start RAW DATA

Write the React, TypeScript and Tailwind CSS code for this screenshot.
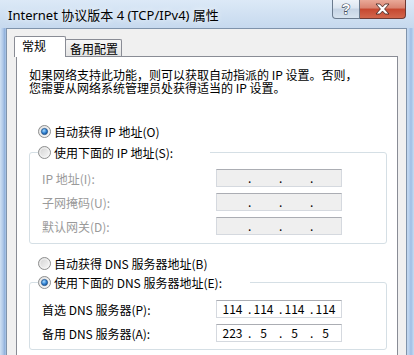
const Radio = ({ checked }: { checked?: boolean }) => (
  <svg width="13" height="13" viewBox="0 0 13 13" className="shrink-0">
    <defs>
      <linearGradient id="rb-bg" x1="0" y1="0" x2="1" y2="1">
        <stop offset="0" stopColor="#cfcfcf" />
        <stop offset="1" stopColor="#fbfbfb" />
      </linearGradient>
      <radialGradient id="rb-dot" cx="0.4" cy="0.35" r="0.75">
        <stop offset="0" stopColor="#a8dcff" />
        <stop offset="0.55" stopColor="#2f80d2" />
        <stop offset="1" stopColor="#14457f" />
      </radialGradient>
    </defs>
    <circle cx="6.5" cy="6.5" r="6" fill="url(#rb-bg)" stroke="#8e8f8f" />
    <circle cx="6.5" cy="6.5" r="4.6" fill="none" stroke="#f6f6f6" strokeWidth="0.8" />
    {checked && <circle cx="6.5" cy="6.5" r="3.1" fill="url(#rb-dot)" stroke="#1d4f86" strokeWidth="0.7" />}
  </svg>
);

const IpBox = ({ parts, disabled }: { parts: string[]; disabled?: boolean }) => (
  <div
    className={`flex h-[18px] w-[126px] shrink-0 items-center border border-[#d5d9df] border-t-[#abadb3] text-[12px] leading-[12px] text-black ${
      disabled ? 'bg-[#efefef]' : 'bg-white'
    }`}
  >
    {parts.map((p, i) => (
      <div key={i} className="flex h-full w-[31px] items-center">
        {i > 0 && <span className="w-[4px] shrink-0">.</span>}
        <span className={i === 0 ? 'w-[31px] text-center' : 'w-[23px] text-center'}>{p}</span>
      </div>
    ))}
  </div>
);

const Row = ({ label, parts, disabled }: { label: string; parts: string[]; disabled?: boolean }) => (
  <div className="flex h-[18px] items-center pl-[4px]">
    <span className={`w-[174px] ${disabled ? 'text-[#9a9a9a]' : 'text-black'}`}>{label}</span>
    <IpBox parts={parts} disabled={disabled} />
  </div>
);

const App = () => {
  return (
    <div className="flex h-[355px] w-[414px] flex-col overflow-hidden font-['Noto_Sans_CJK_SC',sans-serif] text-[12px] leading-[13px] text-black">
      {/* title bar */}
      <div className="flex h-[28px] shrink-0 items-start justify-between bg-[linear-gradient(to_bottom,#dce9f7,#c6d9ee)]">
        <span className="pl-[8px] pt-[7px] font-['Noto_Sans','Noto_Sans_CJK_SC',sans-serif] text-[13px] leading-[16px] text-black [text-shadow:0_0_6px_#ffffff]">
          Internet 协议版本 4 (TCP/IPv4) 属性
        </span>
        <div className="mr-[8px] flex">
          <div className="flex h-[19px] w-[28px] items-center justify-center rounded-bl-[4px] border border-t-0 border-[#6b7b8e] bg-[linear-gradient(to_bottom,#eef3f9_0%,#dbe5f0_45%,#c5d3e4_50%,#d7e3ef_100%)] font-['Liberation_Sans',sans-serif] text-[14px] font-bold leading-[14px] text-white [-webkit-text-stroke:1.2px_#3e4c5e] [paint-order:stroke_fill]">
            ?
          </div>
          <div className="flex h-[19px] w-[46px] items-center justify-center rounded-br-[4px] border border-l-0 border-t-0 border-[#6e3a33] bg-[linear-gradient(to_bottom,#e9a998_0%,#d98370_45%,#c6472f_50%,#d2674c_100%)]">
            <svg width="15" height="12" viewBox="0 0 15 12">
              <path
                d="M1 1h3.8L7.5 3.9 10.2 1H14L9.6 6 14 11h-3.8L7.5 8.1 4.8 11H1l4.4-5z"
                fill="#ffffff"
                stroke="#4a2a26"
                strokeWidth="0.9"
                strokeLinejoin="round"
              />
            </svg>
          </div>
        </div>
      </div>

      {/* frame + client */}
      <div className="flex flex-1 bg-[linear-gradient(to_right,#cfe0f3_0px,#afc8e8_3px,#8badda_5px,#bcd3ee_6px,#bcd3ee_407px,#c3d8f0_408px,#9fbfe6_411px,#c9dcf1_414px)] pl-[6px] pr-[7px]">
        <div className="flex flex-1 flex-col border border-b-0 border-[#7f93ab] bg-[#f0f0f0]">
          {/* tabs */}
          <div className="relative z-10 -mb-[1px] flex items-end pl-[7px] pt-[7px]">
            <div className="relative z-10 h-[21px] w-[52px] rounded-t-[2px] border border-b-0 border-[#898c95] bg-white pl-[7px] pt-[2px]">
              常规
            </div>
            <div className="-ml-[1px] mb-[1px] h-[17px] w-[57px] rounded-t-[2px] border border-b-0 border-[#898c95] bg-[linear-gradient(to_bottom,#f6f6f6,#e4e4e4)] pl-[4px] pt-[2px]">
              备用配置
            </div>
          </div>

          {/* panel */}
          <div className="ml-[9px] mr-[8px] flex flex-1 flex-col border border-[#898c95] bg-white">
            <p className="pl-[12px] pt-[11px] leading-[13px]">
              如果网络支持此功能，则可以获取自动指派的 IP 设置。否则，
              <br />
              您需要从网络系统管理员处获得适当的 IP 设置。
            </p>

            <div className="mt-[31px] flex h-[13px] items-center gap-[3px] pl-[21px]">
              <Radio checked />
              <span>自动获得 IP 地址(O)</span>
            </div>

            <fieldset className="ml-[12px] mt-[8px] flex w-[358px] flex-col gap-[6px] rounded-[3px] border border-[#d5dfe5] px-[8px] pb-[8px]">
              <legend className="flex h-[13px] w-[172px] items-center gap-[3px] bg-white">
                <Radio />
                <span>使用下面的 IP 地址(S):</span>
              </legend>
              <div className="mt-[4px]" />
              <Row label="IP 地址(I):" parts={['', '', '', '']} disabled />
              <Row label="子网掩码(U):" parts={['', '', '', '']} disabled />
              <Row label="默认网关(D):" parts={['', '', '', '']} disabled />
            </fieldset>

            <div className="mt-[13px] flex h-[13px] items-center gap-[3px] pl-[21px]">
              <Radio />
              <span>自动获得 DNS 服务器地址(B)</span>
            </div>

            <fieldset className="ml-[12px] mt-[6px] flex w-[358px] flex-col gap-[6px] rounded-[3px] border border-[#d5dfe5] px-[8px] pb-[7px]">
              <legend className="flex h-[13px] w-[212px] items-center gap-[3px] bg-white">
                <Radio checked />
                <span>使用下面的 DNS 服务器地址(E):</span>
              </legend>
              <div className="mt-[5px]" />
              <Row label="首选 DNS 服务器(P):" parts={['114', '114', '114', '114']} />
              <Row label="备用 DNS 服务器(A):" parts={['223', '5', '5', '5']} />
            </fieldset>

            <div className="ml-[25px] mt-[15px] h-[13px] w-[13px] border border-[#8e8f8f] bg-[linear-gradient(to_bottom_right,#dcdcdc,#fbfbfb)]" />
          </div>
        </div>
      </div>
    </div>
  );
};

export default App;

end RAW DATA

▸ WHAT IS NEEDED
Leave out the pictures and retype every line above exactly.

▸ TASK RESPONSE
Write the React, TypeScript and Tailwind CSS code for this screenshot.
const Radio = ({ checked }: { checked?: boolean }) => (
  <svg width="13" height="13" viewBox="0 0 13 13" className="shrink-0">
    <defs>
      <linearGradient id="rb-bg" x1="0" y1="0" x2="1" y2="1">
        <stop offset="0" stopColor="#cfcfcf" />
        <stop offset="1" stopColor="#fbfbfb" />
      </linearGradient>
      <radialGradient id="rb-dot" cx="0.4" cy="0.35" r="0.75">
        <stop offset="0" stopColor="#a8dcff" />
        <stop offset="0.55" stopColor="#2f80d2" />
        <stop offset="1" stopColor="#14457f" />
      </radialGradient>
    </defs>
    <circle cx="6.5" cy="6.5" r="6" fill="url(#rb-bg)" stroke="#8e8f8f" />
    <circle cx="6.5" cy="6.5" r="4.6" fill="none" stroke="#f6f6f6" strokeWidth="0.8" />
    {checked && <circle cx="6.5" cy="6.5" r="3.1" fill="url(#rb-dot)" stroke="#1d4f86" strokeWidth="0.7" />}
  </svg>
);

const IpBox = ({ parts, disabled }: { parts: string[]; disabled?: boolean }) => (
  <div
    className={`flex h-[18px] w-[126px] shrink-0 items-center border border-[#d5d9df] border-t-[#abadb3] text-[12px] leading-[12px] text-black ${
      disabled ? 'bg-[#efefef]' : 'bg-white'
    }`}
  >
    {parts.map((p, i) => (
      <div key={i} className="flex h-full w-[31px] items-center">
        {i > 0 && <span className="w-[4px] shrink-0">.</span>}
        <span className={i === 0 ? 'w-[31px] text-center' : 'w-[23px] text-center'}>{p}</span>
      </div>
    ))}
  </div>
);

const Row = ({ label, parts, disabled }: { label: string; parts: string[]; disabled?: boolean }) => (
  <div className="flex h-[18px] items-center pl-[4px]">
    <span className={`w-[174px] ${disabled ? 'text-[#9a9a9a]' : 'text-black'}`}>{label}</span>
    <IpBox parts={parts} disabled={disabled} />
  </div>
);

const App = () => {
  return (
    <div className="flex h-[355px] w-[414px] flex-col overflow-hidden font-['Noto_Sans_CJK_SC',sans-serif] text-[12px] leading-[13px] text-black">
      {/* title bar */}
      <div className="flex h-[28px] shrink-0 items-start justify-between bg-[linear-gradient(to_bottom,#dce9f7,#c6d9ee)]">
        <span className="pl-[8px] pt-[7px] font-['Noto_Sans','Noto_Sans_CJK_SC',sans-serif] text-[13px] leading-[16px] text-black [text-shadow:0_0_6px_#ffffff]">
          Internet 协议版本 4 (TCP/IPv4) 属性
        </span>
        <div className="mr-[8px] flex">
          <div className="flex h-[19px] w-[28px] items-center justify-center rounded-bl-[4px] border border-t-0 border-[#6b7b8e] bg-[linear-gradient(to_bottom,#eef3f9_0%,#dbe5f0_45%,#c5d3e4_50%,#d7e3ef_100%)] font-['Liberation_Sans',sans-serif] text-[14px] font-bold leading-[14px] text-white [-webkit-text-stroke:1.2px_#3e4c5e] [paint-order:stroke_fill]">
            ?
          </div>
          <div className="flex h-[19px] w-[46px] items-center justify-center rounded-br-[4px] border border-l-0 border-t-0 border-[#6e3a33] bg-[linear-gradient(to_bottom,#e9a998_0%,#d98370_45%,#c6472f_50%,#d2674c_100%)]">
            <svg width="15" height="12" viewBox="0 0 15 12">
              <path
                d="M1 1h3.8L7.5 3.9 10.2 1H14L9.6 6 14 11h-3.8L7.5 8.1 4.8 11H1l4.4-5z"
                fill="#ffffff"
                stroke="#4a2a26"
                strokeWidth="0.9"
                strokeLinejoin="round"
              />
            </svg>
          </div>
        </div>
      </div>

      {/* frame + client */}
      <div className="flex flex-1 bg-[linear-gradient(to_right,#cfe0f3_0px,#afc8e8_3px,#8badda_5px,#bcd3ee_6px,#bcd3ee_407px,#c3d8f0_408px,#9fbfe6_411px,#c9dcf1_414px)] pl-[6px] pr-[7px]">
        <div className="flex flex-1 flex-col border border-b-0 border-[#7f93ab] bg-[#f0f0f0]">
          {/* tabs */}
          <div className="relative z-10 -mb-[1px] flex items-end pl-[7px] pt-[7px]">
            <div className="relative z-10 h-[21px] w-[52px] rounded-t-[2px] border border-b-0 border-[#898c95] bg-white pl-[7px] pt-[2px]">
              常规
            </div>
            <div className="-ml-[1px] mb-[1px] h-[17px] w-[57px] rounded-t-[2px] border border-b-0 border-[#898c95] bg-[linear-gradient(to_bottom,#f6f6f6,#e4e4e4)] pl-[4px] pt-[2px]">
              备用配置
            </div>
          </div>

          {/* panel */}
          <div className="ml-[9px] mr-[8px] flex flex-1 flex-col border border-[#898c95] bg-white">
            <p className="pl-[12px] pt-[11px] leading-[13px]">
              如果网络支持此功能，则可以获取自动指派的 IP 设置。否则，
              <br />
              您需要从网络系统管理员处获得适当的 IP 设置。
            </p>

            <div className="mt-[31px] flex h-[13px] items-center gap-[3px] pl-[21px]">
              <Radio checked />
              <span>自动获得 IP 地址(O)</span>
            </div>

            <fieldset className="ml-[12px] mt-[8px] flex w-[358px] flex-col gap-[6px] rounded-[3px] border border-[#d5dfe5] px-[8px] pb-[8px]">
              <legend className="flex h-[13px] w-[172px] items-center gap-[3px] bg-white">
                <Radio />
                <span>使用下面的 IP 地址(S):</span>
              </legend>
              <div className="mt-[4px]" />
              <Row label="IP 地址(I):" parts={['', '', '', '']} disabled />
              <Row label="子网掩码(U):" parts={['', '', '', '']} disabled />
              <Row label="默认网关(D):" parts={['', '', '', '']} disabled />
            </fieldset>

            <div className="mt-[13px] flex h-[13px] items-center gap-[3px] pl-[21px]">
              <Radio />
              <span>自动获得 DNS 服务器地址(B)</span>
            </div>

            <fieldset className="ml-[12px] mt-[6px] flex w-[358px] flex-col gap-[6px] rounded-[3px] border border-[#d5dfe5] px-[8px] pb-[7px]">
              <legend className="flex h-[13px] w-[212px] items-center gap-[3px] bg-white">
                <Radio checked />
                <span>使用下面的 DNS 服务器地址(E):</span>
              </legend>
              <div className="mt-[5px]" />
              <Row label="首选 DNS 服务器(P):" parts={['114', '114', '114', '114']} />
              <Row label="备用 DNS 服务器(A):" parts={['223', '5', '5', '5']} />
            </fieldset>

            <div className="ml-[25px] mt-[15px] h-[13px] w-[13px] border border-[#8e8f8f] bg-[linear-gradient(to_bottom_right,#dcdcdc,#fbfbfb)]" />
          </div>
        </div>
      </div>
    </div>
  );
};

export default App;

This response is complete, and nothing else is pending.